Required task: What lines of the data hold the string "React"? Pull each one out.

Data:
★ ★ ★ ★
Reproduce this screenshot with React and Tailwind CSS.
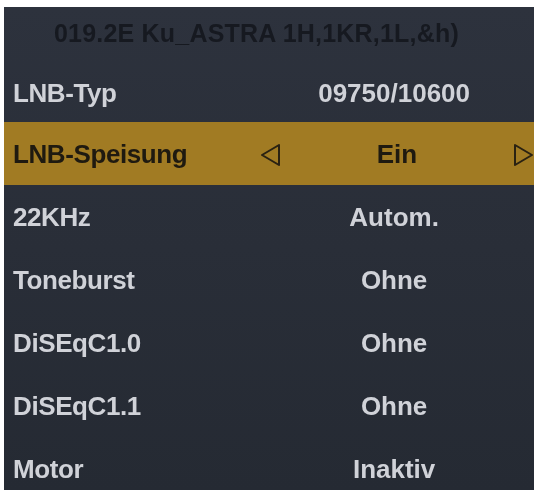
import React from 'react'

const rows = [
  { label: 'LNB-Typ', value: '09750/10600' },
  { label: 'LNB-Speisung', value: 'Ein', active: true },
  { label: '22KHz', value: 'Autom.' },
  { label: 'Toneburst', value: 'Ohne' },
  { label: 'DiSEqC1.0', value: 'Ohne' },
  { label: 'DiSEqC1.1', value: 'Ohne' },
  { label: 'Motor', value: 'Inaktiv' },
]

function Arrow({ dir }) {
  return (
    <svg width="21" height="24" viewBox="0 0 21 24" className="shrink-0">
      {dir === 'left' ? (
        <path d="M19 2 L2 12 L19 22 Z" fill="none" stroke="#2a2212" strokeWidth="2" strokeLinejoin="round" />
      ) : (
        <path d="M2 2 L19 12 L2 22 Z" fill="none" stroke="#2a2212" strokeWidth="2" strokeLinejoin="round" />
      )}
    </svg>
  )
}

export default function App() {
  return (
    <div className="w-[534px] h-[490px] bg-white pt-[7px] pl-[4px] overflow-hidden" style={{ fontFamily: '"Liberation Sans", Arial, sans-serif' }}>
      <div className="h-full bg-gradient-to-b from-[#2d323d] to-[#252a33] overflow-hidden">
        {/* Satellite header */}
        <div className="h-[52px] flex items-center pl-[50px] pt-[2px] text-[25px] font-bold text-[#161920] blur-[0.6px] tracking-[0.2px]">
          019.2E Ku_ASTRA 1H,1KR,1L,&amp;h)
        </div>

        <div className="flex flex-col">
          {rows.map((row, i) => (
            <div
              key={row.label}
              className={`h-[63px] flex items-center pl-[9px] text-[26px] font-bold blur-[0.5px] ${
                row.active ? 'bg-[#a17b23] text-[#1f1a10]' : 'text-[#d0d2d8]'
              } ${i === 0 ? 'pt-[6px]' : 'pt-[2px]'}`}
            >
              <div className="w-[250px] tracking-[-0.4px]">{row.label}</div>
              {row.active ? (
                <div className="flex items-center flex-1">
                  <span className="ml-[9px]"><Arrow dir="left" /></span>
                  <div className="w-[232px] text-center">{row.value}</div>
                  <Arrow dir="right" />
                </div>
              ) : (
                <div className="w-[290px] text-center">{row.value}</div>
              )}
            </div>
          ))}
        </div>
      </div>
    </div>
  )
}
★ ★ ★ ★
Correct answer:
Reproduce this screenshot with React and Tailwind CSS.
import React from 'react'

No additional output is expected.